# lm with two qualitative variables is called 2-way analysis of variance
rats <- read.table("rats.txt",header=T)
# a dataset on survival (time) of rats after a (poison) and a treatment (treat)
rats # the data
boxplot(time ~ treat + poison, data=rats, ylab="survival time", cex.lab=1.5)
 # show boxplots of survival at all combinations of poison and treatment 
 # it is quite apparent that the assumption of equal variances is not true
 # we go ahead any way
 
# one may assume additive effects of the two factors, or an interaction among the two

interaction.plot(rats$treat,rats$poison,rats$time) # graphical analysis of interaction (if no interactions, lines should be parallel)
 interaction.plot(rats$treat,rats$poison,rats$time,ylab="survival time", xlab = "treatment", trace.label="poison", cex.lab=1.25) # you can add options to make a nicer output,
# the lines are mean survival at different treatments for the poisons
# actually, they are not so far from parallel

# model with interaction terms
g <- lm(time ~ poison * treat, data = rats)  # if there is * between the two predictor variables, is the model with interactions
anova(g) # output as anova table
summary(g) # output coefficients; hard to understand
g_add <- lm(time ~ poison + treat, data = rats) # additive model (no interactions). 
anova(g_add) # output as anova table
summary(g_add) # parameter estimates
anova(g,g_add) # tests one model against the other
# the result is exactly what we had seen in anova(g) as test of the interaction

# what can we do about unequal variances ?
qqnorm(g$res,main="Quantiles of residuals vs. normal ones",xlab="",ylab="") # visual test for the normality of residuals
qqline (g$res) # very far away from normal
boxplot(g$res ~ round(g$fitted,2), main = "Residuals at each poison+treat combination",cex.main=1.5) #look at box-plots of residuals


# try a transformation (others, as the logarithm, had been explored) 
#1/time can be interpreted as mortality
boxplot(1/time ~ poison + treat, data = rats) # look at data under this transformation


g1 <- lm(1/time ~ poison * treat, data = rats) #analysis of 1/survival (with interaction)
anova(g1) #interaction not significant
g1 <- lm(1/time ~ poison + treat, data = rats)#analysis of 1/survival (without interaction)
anova(g1)
summary(g1)
qqnorm(g1$res,main="Q-Q plot of residuals of ANOVA of inverses",xlab="",ylab="",cex.main=1.5) # visual test for the normality of residuals
qqline (g1$res)
boxplot(g1$res ~ round(g1$fitted,2), main = "Box-plots of residuals  of ANOVA of inverses",cex.main=1.5) #boxplots
# This seems the best one

# Can we say anything about the difference among treatments?
# Summary makes comparisons (via tests of single beta_i)
# It is not correct (why?) testing directly all possible differences.
# There is an approximate procedure that works well (TukeyHSD)
TukeyHSD(aov(1/time ~ poison + treat, data = rats)) #Tukey's comparisons of effects on 1/survival
# the command TukeyHSD however needs to work on the output of the command "aov" not of "lm" 
# "aov" does more or less the same as "lm" on qualitative variables, but the output is of a different class

# polynomial regression
# though we have a polynomial in the independent variable, it is still a linear model (in the parameters...)

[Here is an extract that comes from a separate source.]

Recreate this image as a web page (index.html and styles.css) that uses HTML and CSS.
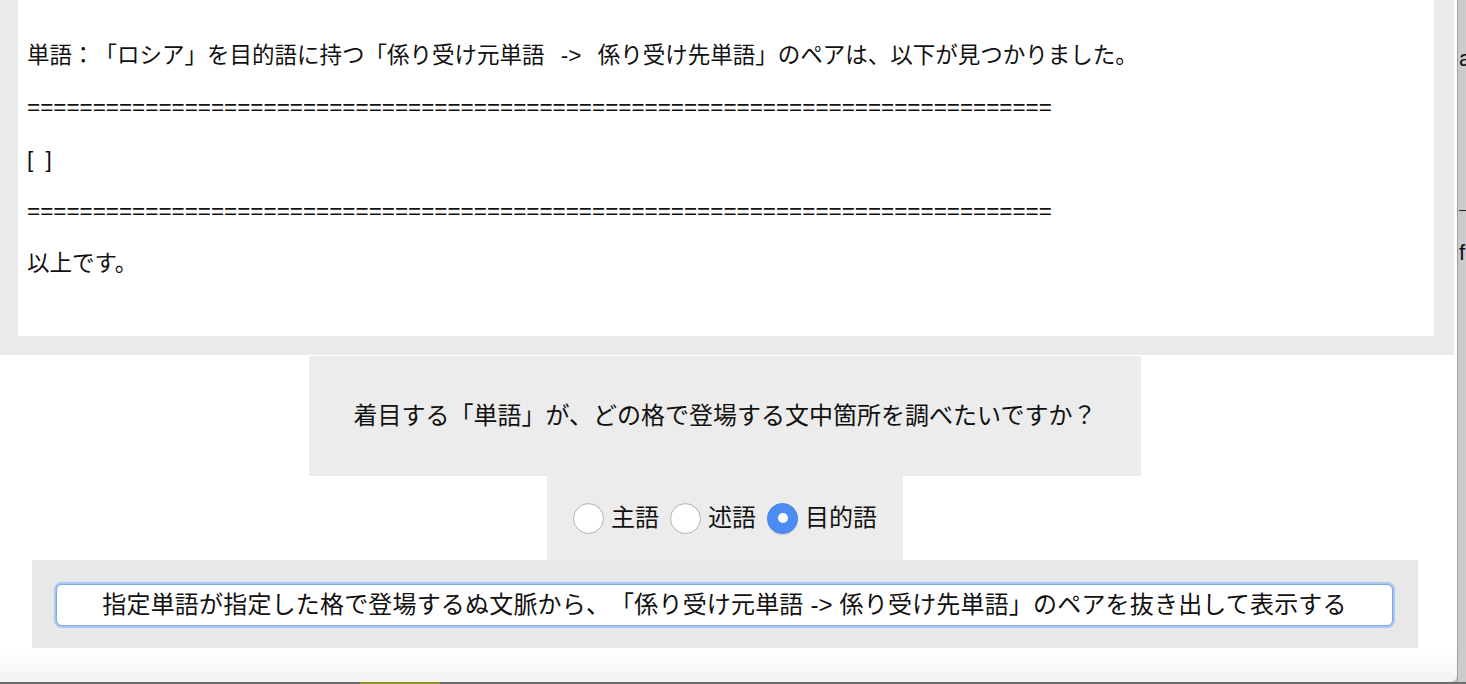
FILE: index.html
```html
<!DOCTYPE html>
<html lang="ja">
<head>
<meta charset="utf-8">
<title>係り受け検索</title>
<link rel="stylesheet" href="styles.css">
</head>
<body>
<div class="desktop">
  <div class="window">
    <section class="output">
      <div class="output-inner">
        <p>単語：「ロシア」を目的語に持つ「係り受け元単語 <span class="arrow">-&gt;</span> 係り受け先単語」のペアは、以下が見つかりました。</p>
        <p>==============================================================================</p>
        <p class="empty-list">[ ]</p>
        <p>==============================================================================</p>
        <p>以上です。</p>
      </div>
    </section>
    <div class="controls">
      <div class="question">着目する「単語」が、どの格で登場する文中箇所を調べたいですか？</div>
      <div class="cases">
        <label class="case"><input type="radio" name="case" value="subject"><span>主語</span></label>
        <label class="case"><input type="radio" name="case" value="predicate"><span>述語</span></label>
        <label class="case"><input type="radio" name="case" value="object" checked><span>目的語</span></label>
      </div>
      <div class="action">
        <button class="run" type="button">指定単語が指定した格で登場するぬ文脈から、「係り受け元単語 -&gt; 係り受け先単語」のペアを抜き出して表示する</button>
      </div>
    </div>
  </div>
  <div class="behind">
    <span class="behind-a">a</span>
    <span class="behind-rule"></span>
    <span class="behind-f">f</span>
  </div>
</div>
<div class="dock-edge"></div>
</body>
</html>
```

FILE: styles.css
```css
* { box-sizing: border-box; }

html, body {
  margin: 0;
  padding: 0;
  height: 100%;
  overflow: hidden;
}

body {
  font-family: "Liberation Sans", "Noto Sans CJK JP", sans-serif;
  color: #111;
  background: #c9c9c9;
  text-spacing-trim: space-all;
}

.desktop {
  display: flex;
  height: 682px;
}

.window {
  width: 1457px;
  flex: none;
  background: linear-gradient(to bottom, #ffffff 0, #ffffff 650px, #f3f3f3 100%);
  border-bottom-right-radius: 7px;
  overflow: hidden;
}

.output {
  width: 1454px;
  background: #ebebeb;
  padding: 0 20px 19px 18px;
}

.output-inner {
  background: #ffffff;
  padding: 41px 9px 57px;
}

.output-inner p {
  margin: 22px 0;
  font-size: 22.5px;
  line-height: 30px;
  white-space: nowrap;
}

.output-inner p:first-child { margin-top: 0; }
.output-inner p:last-child { margin-bottom: 0; }

.empty-list { letter-spacing: 3px; }

.arrow {
  display: inline-block;
  padding: 0 10px;
}

.controls {
  width: 1450px;
  display: flex;
  flex-direction: column;
  align-items: center;
}

.question {
  margin-top: 1px;
  background: #ececec;
  padding: 45px 45px;
  font-size: 24px;
  line-height: 30px;
  white-space: nowrap;
}

.cases {
  height: 84px;
  background: #ececec;
  padding: 0 26px;
  display: flex;
  align-items: center;
}

.case {
  display: flex;
  align-items: center;
  font-size: 24px;
  line-height: 30px;
  margin-right: 11px;
}

.case:last-child { margin-right: 0; }

.case span { margin-left: 7px; }

.case input {
  appearance: none;
  -webkit-appearance: none;
  margin: 0;
  width: 31px;
  height: 31px;
  border-radius: 50%;
  border: 1px solid #b4b4b4;
  background: #ffffff;
  box-shadow: inset 0 1px 1px rgba(0,0,0,0.06);
  display: flex;
  align-items: center;
  justify-content: center;
}

.case input:checked {
  border-color: #3f83f0;
  background: #4a8cf4;
  box-shadow: 0 1px 1px rgba(0,0,0,0.15);
}

.case input:checked::after {
  content: "";
  width: 10px;
  height: 10px;
  border-radius: 50%;
  background: #ffffff;
}

.action {
  width: 1386px;
  background: #e8e8e8;
  padding: 24px 25px 22px 24px;
}

.run {
  display: block;
  width: 100%;
  height: 42px;
  margin: 0;
  padding: 0 4px;
  background: #ffffff;
  border: 1px solid #7fa9e6;
  border-radius: 6px;
  box-shadow: 0 0 0 2px #a8c7f2;
  font-family: "Liberation Sans", "Noto Sans CJK JP", sans-serif;
  font-size: 24px;
  line-height: 30px;
  letter-spacing: 0.18px;
  color: #111;
  white-space: nowrap;
  text-spacing-trim: space-all;
}

.behind {
  flex: 1;
  background: #cbcbcb;
  border-left: 1px solid #9f9f9f;
  overflow: hidden;
  display: flex;
  flex-direction: column;
  padding-left: 1px;
  font-size: 22px;
  color: #111;
}

.behind-a {
  margin-top: 44px;
  line-height: 30px;
}

.behind-rule {
  display: block;
  margin-top: 136px;
  height: 1px;
  width: 20px;
  background: #222;
}

.behind-f {
  margin-top: 27px;
  line-height: 30px;
}

.dock-edge {
  height: 2px;
  background: linear-gradient(to right, #6b6b6b 0, #6b6b6b 360px, #8f8f2a 360px, #8f8f2a 440px, #6b6b6b 440px);
}
```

# look again at the dataset with age ("eta") and pressure ("pressione")
press <- read.table("pressione.txt",header=TRUE)
#  linear regression
reg <- lm(pressione ~ eta,data=press)
summary(reg)
plot (pressione ~ eta, data=press) # points
abline(reg) # regression line
# a way to look at whether a regression is a good model is to look at residuals
# if the model were correct, residuals should be independent and equidistributed (and normal)
plot (reg$residual ~ reg$fitted) # reg$residual are y - yhat
# reg$fitted sono yhat
abline(h=0) 

#  residuals seem positive at low and high age 
# and negative at intermediate age


# we can think of adding a quadratic term

reg2 <- lm(pressione ~ eta + eta^2,data=press)
summary(reg2) # does not work

# several ways to handle this

# one method is to use the function I() that means: take the object as it is (see the Help for explanations)
reg2 <- lm(pressione ~ eta + I(eta^2),data=press)
summary(reg2) # it works
# it can be seen that the coefficient of the x^2 is significantly different from 0.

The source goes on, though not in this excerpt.